What is being asked |
Go through the material and write it all out exactly, minus the pictures.

*** Given material ***

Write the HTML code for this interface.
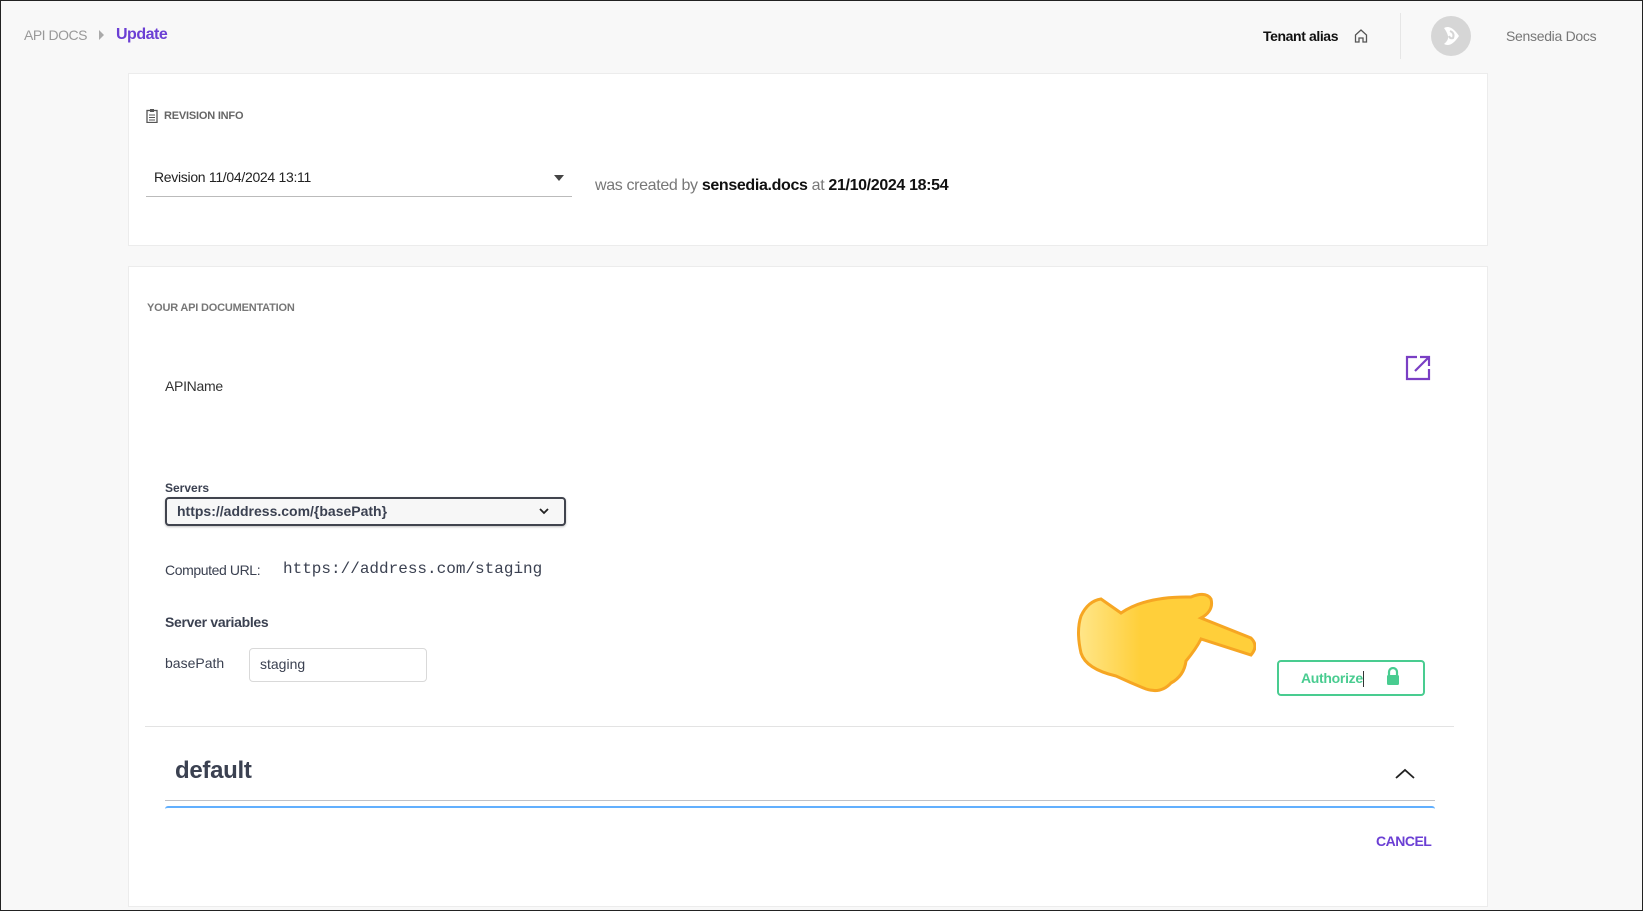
<!DOCTYPE html>
<html><head><meta charset="utf-8"><style>
*{margin:0;padding:0;box-sizing:border-box}
body{width:1643px;height:911px;background:#f8f8f8;font-family:"Liberation Sans",Arial,sans-serif;position:relative;overflow:hidden;border:1px solid #222}
.a{position:absolute;white-space:nowrap}
.card{position:absolute;background:#fff;border:1px solid #ececec}
</style></head><body>
<div class="a" style="left:23px;top:26px;font-size:14px;color:#999;letter-spacing:-0.5px">API DOCS</div>
<svg class="a" style="left:97px;top:29px" width="8" height="10"><path d="M1 0 L6 5 L1 10Z" fill="#aaa"/></svg>
<div class="a" style="left:115px;top:25px;font-size:16px;font-weight:bold;color:#6b3fd4;letter-spacing:-0.5px">Update</div>
<div class="a" style="left:1262px;top:27px;font-size:14px;font-weight:bold;color:#111;letter-spacing:-0.4px">Tenant alias</div>
<svg class="a" style="left:1352px;top:27px" width="16" height="16" viewBox="0 0 16 16"><path d="M2.5 7 L8 2 L13.5 7 V14 H10 V10 H6 V14 H2.5Z" fill="none" stroke="#555" stroke-width="1.3"/></svg>
<div class="a" style="left:1399px;top:12px;width:1px;height:46px;background:#e6e6e6"></div>
<svg class="a" style="left:1430px;top:15px" width="40" height="40" viewBox="0 0 40 40"><circle cx="20" cy="20" r="20" fill="#d6d6d6"/><path d="M13 12 Q20 8 28 20 Q20 32 13 28 Q18 24 17 20 Q16 16 13 12Z" fill="#fff"/><path d="M19 15 Q24 17 22 22 Q19 23 18 20" fill="none" stroke="#d6d6d6" stroke-width="2"/></svg>
<div class="a" style="left:1505px;top:27px;font-size:14px;color:#777;letter-spacing:-0.3px">Sensedia Docs</div>

<div class="card" style="left:127px;top:72px;width:1360px;height:173px"></div>
<svg class="a" style="left:145px;top:108px" width="12" height="14" viewBox="0 0 12 14"><rect x="1" y="1.5" width="10" height="12" fill="none" stroke="#555" stroke-width="1.3"/><rect x="4" y="0" width="4" height="3" fill="#555"/><path d="M3 6h6M3 8.5h6M3 11h6" stroke="#555"/></svg>
<div class="a" style="left:163px;top:109px;font-size:11px;font-weight:bold;color:#666;letter-spacing:-0.2px">REVISION INFO</div>
<div class="a" style="left:153px;top:168px;font-size:14px;color:#222;letter-spacing:-0.3px">Revision 11/04/2024 13:11</div>
<svg class="a" style="left:553px;top:174px" width="10" height="6"><path d="M0 0H10L5 6Z" fill="#444"/></svg>
<div class="a" style="left:145px;top:195px;width:426px;height:1px;background:#bbb"></div>
<div class="a" style="left:594px;top:176px;font-size:16px;color:#777;letter-spacing:-0.35px">was created by <b style="color:#111">sensedia.docs</b> at <b style="color:#111">21/10/2024 18:54</b></div>

<div class="card" style="left:127px;top:265px;width:1360px;height:641px"></div>
<div class="a" style="left:146px;top:301px;font-size:11px;font-weight:bold;color:#777;letter-spacing:-0.2px">YOUR API DOCUMENTATION</div>
<svg class="a" style="left:1404px;top:354px" width="26" height="26" viewBox="0 0 26 26"><path d="M12 2H2V24H24V14" fill="none" stroke="#7a3fc4" stroke-width="2.2"/><path d="M10 16L23 3M15 2H24V11" fill="none" stroke="#7a3fc4" stroke-width="2.2"/></svg>
<div class="a" style="left:164px;top:377px;font-size:14px;color:#333;letter-spacing:-0.3px">APIName</div>

<div class="a" style="left:164px;top:480px;font-size:12px;font-weight:bold;color:#3b4151">Servers</div>
<div class="a" style="left:164px;top:496px;width:401px;height:29px;border:2px solid #41444e;border-radius:4px;background:#f7f7f7;box-shadow:0 1px 2px rgba(0,0,0,.25)"></div>
<div class="a" style="left:176px;top:502px;font-size:14px;font-weight:bold;color:#3b4151">https://address.com/{basePath}</div>
<svg class="a" style="left:538px;top:507px" width="10" height="7"><path d="M1 1L5 5L9 1" fill="none" stroke="#222" stroke-width="1.8"/></svg>
<div class="a" style="left:164px;top:561px;font-size:14px;color:#3b4151;letter-spacing:-0.4px">Computed URL:</div>
<div class="a" style="left:282px;top:559px;font-family:'Liberation Mono',monospace;font-size:16px;color:#3b4151">https://address.com/staging</div>
<div class="a" style="left:164px;top:613px;font-size:14px;font-weight:bold;color:#3b4151;letter-spacing:-0.3px">Server variables</div>
<div class="a" style="left:164px;top:654px;font-size:14px;color:#3b4151">basePath</div>
<div class="a" style="left:248px;top:647px;width:178px;height:34px;border:1px solid #d9d9d9;border-radius:4px;background:#fff"></div>
<div class="a" style="left:259px;top:655px;font-size:14px;color:#3b4151">staging</div>

<svg class="a" style="left:1075px;top:590px" width="180" height="105" viewBox="0 0 180 105"><defs><linearGradient id="g" x1="0" x2="1"><stop offset="0" stop-color="#ffe68a"/><stop offset=".35" stop-color="#ffcf3a"/></linearGradient></defs><path d="M25 8 L45 22 Q70 5 115 6 Q130 0 135 8 Q138 20 125 27 L175 47 Q183 55 175 64 L125 48 Q120 58 110 70 Q108 85 95 92 Q85 103 70 98 Q55 92 40 85 Q10 78 5 62 Q0 40 5 25 Q12 10 25 8Z" fill="url(#g)" stroke="#f6a623" stroke-width="3"/></svg>

<div class="a" style="left:1276px;top:659px;width:148px;height:36px;border:2px solid #49cc90;border-radius:4px"></div>
<div class="a" style="left:1300px;top:669px;font-size:14px;font-weight:bold;color:#49cc90;letter-spacing:-0.3px">Authorize</div>
<div class="a" style="left:1362px;top:670px;width:1px;height:16px;background:#333"></div>
<svg class="a" style="left:1385px;top:666px" width="14" height="19" viewBox="0 0 14 19"><path d="M3 9V5a4 4 0 0 1 8 0V8" fill="none" stroke="#49cc90" stroke-width="2.2"/><rect x="1" y="8" width="12" height="10" rx="1.5" fill="#49cc90"/></svg>

<div class="a" style="left:144px;top:725px;width:1309px;height:1px;background:#e3e3e3"></div>
<div class="a" style="left:174px;top:756px;font-size:24px;font-weight:bold;color:#3b4151;letter-spacing:-0.3px">default</div>
<svg class="a" style="left:1394px;top:767px" width="20" height="12"><path d="M1 10L10 2L19 10" fill="none" stroke="#222" stroke-width="1.8"/></svg>
<div class="a" style="left:164px;top:799px;width:1270px;height:1px;background:#bfc1c6"></div>
<div class="a" style="left:164px;top:805px;width:1270px;height:3px;border-top:2px solid #61affe;border-radius:4px 4px 0 0"></div>
<div class="a" style="left:1375px;top:832px;font-size:14px;font-weight:bold;color:#6b3fd4;letter-spacing:-0.5px">CANCEL</div>
</body></html>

***

Task solution |
Write the HTML code for this interface.
<!DOCTYPE html>
<html><head><meta charset="utf-8"><style>
*{margin:0;padding:0;box-sizing:border-box}
body{width:1643px;height:911px;background:#f8f8f8;font-family:"Liberation Sans",Arial,sans-serif;position:relative;overflow:hidden;border:1px solid #222}
.a{position:absolute;white-space:nowrap}
.card{position:absolute;background:#fff;border:1px solid #ececec}
</style></head><body>
<div class="a" style="left:23px;top:26px;font-size:14px;color:#999;letter-spacing:-0.5px">API DOCS</div>
<svg class="a" style="left:97px;top:29px" width="8" height="10"><path d="M1 0 L6 5 L1 10Z" fill="#aaa"/></svg>
<div class="a" style="left:115px;top:25px;font-size:16px;font-weight:bold;color:#6b3fd4;letter-spacing:-0.5px">Update</div>
<div class="a" style="left:1262px;top:27px;font-size:14px;font-weight:bold;color:#111;letter-spacing:-0.4px">Tenant alias</div>
<svg class="a" style="left:1352px;top:27px" width="16" height="16" viewBox="0 0 16 16"><path d="M2.5 7 L8 2 L13.5 7 V14 H10 V10 H6 V14 H2.5Z" fill="none" stroke="#555" stroke-width="1.3"/></svg>
<div class="a" style="left:1399px;top:12px;width:1px;height:46px;background:#e6e6e6"></div>
<svg class="a" style="left:1430px;top:15px" width="40" height="40" viewBox="0 0 40 40"><circle cx="20" cy="20" r="20" fill="#d6d6d6"/><path d="M13 12 Q20 8 28 20 Q20 32 13 28 Q18 24 17 20 Q16 16 13 12Z" fill="#fff"/><path d="M19 15 Q24 17 22 22 Q19 23 18 20" fill="none" stroke="#d6d6d6" stroke-width="2"/></svg>
<div class="a" style="left:1505px;top:27px;font-size:14px;color:#777;letter-spacing:-0.3px">Sensedia Docs</div>

<div class="card" style="left:127px;top:72px;width:1360px;height:173px"></div>
<svg class="a" style="left:145px;top:108px" width="12" height="14" viewBox="0 0 12 14"><rect x="1" y="1.5" width="10" height="12" fill="none" stroke="#555" stroke-width="1.3"/><rect x="4" y="0" width="4" height="3" fill="#555"/><path d="M3 6h6M3 8.5h6M3 11h6" stroke="#555"/></svg>
<div class="a" style="left:163px;top:109px;font-size:11px;font-weight:bold;color:#666;letter-spacing:-0.2px">REVISION INFO</div>
<div class="a" style="left:153px;top:168px;font-size:14px;color:#222;letter-spacing:-0.3px">Revision 11/04/2024 13:11</div>
<svg class="a" style="left:553px;top:174px" width="10" height="6"><path d="M0 0H10L5 6Z" fill="#444"/></svg>
<div class="a" style="left:145px;top:195px;width:426px;height:1px;background:#bbb"></div>
<div class="a" style="left:594px;top:176px;font-size:16px;color:#777;letter-spacing:-0.35px">was created by <b style="color:#111">sensedia.docs</b> at <b style="color:#111">21/10/2024 18:54</b></div>

<div class="card" style="left:127px;top:265px;width:1360px;height:641px"></div>
<div class="a" style="left:146px;top:301px;font-size:11px;font-weight:bold;color:#777;letter-spacing:-0.2px">YOUR API DOCUMENTATION</div>
<svg class="a" style="left:1404px;top:354px" width="26" height="26" viewBox="0 0 26 26"><path d="M12 2H2V24H24V14" fill="none" stroke="#7a3fc4" stroke-width="2.2"/><path d="M10 16L23 3M15 2H24V11" fill="none" stroke="#7a3fc4" stroke-width="2.2"/></svg>
<div class="a" style="left:164px;top:377px;font-size:14px;color:#333;letter-spacing:-0.3px">APIName</div>

<div class="a" style="left:164px;top:480px;font-size:12px;font-weight:bold;color:#3b4151">Servers</div>
<div class="a" style="left:164px;top:496px;width:401px;height:29px;border:2px solid #41444e;border-radius:4px;background:#f7f7f7;box-shadow:0 1px 2px rgba(0,0,0,.25)"></div>
<div class="a" style="left:176px;top:502px;font-size:14px;font-weight:bold;color:#3b4151">https://address.com/{basePath}</div>
<svg class="a" style="left:538px;top:507px" width="10" height="7"><path d="M1 1L5 5L9 1" fill="none" stroke="#222" stroke-width="1.8"/></svg>
<div class="a" style="left:164px;top:561px;font-size:14px;color:#3b4151;letter-spacing:-0.4px">Computed URL:</div>
<div class="a" style="left:282px;top:559px;font-family:'Liberation Mono',monospace;font-size:16px;color:#3b4151">https://address.com/staging</div>
<div class="a" style="left:164px;top:613px;font-size:14px;font-weight:bold;color:#3b4151;letter-spacing:-0.3px">Server variables</div>
<div class="a" style="left:164px;top:654px;font-size:14px;color:#3b4151">basePath</div>
<div class="a" style="left:248px;top:647px;width:178px;height:34px;border:1px solid #d9d9d9;border-radius:4px;background:#fff"></div>
<div class="a" style="left:259px;top:655px;font-size:14px;color:#3b4151">staging</div>

<svg class="a" style="left:1075px;top:590px" width="180" height="105" viewBox="0 0 180 105"><defs><linearGradient id="g" x1="0" x2="1"><stop offset="0" stop-color="#ffe68a"/><stop offset=".35" stop-color="#ffcf3a"/></linearGradient></defs><path d="M25 8 L45 22 Q70 5 115 6 Q130 0 135 8 Q138 20 125 27 L175 47 Q183 55 175 64 L125 48 Q120 58 110 70 Q108 85 95 92 Q85 103 70 98 Q55 92 40 85 Q10 78 5 62 Q0 40 5 25 Q12 10 25 8Z" fill="url(#g)" stroke="#f6a623" stroke-width="3"/></svg>

<div class="a" style="left:1276px;top:659px;width:148px;height:36px;border:2px solid #49cc90;border-radius:4px"></div>
<div class="a" style="left:1300px;top:669px;font-size:14px;font-weight:bold;color:#49cc90;letter-spacing:-0.3px">Authorize</div>
<div class="a" style="left:1362px;top:670px;width:1px;height:16px;background:#333"></div>
<svg class="a" style="left:1385px;top:666px" width="14" height="19" viewBox="0 0 14 19"><path d="M3 9V5a4 4 0 0 1 8 0V8" fill="none" stroke="#49cc90" stroke-width="2.2"/><rect x="1" y="8" width="12" height="10" rx="1.5" fill="#49cc90"/></svg>

<div class="a" style="left:144px;top:725px;width:1309px;height:1px;background:#e3e3e3"></div>
<div class="a" style="left:174px;top:756px;font-size:24px;font-weight:bold;color:#3b4151;letter-spacing:-0.3px">default</div>
<svg class="a" style="left:1394px;top:767px" width="20" height="12"><path d="M1 10L10 2L19 10" fill="none" stroke="#222" stroke-width="1.8"/></svg>
<div class="a" style="left:164px;top:799px;width:1270px;height:1px;background:#bfc1c6"></div>
<div class="a" style="left:164px;top:805px;width:1270px;height:3px;border-top:2px solid #61affe;border-radius:4px 4px 0 0"></div>
<div class="a" style="left:1375px;top:832px;font-size:14px;font-weight:bold;color:#6b3fd4;letter-spacing:-0.5px">CANCEL</div>
</body></html>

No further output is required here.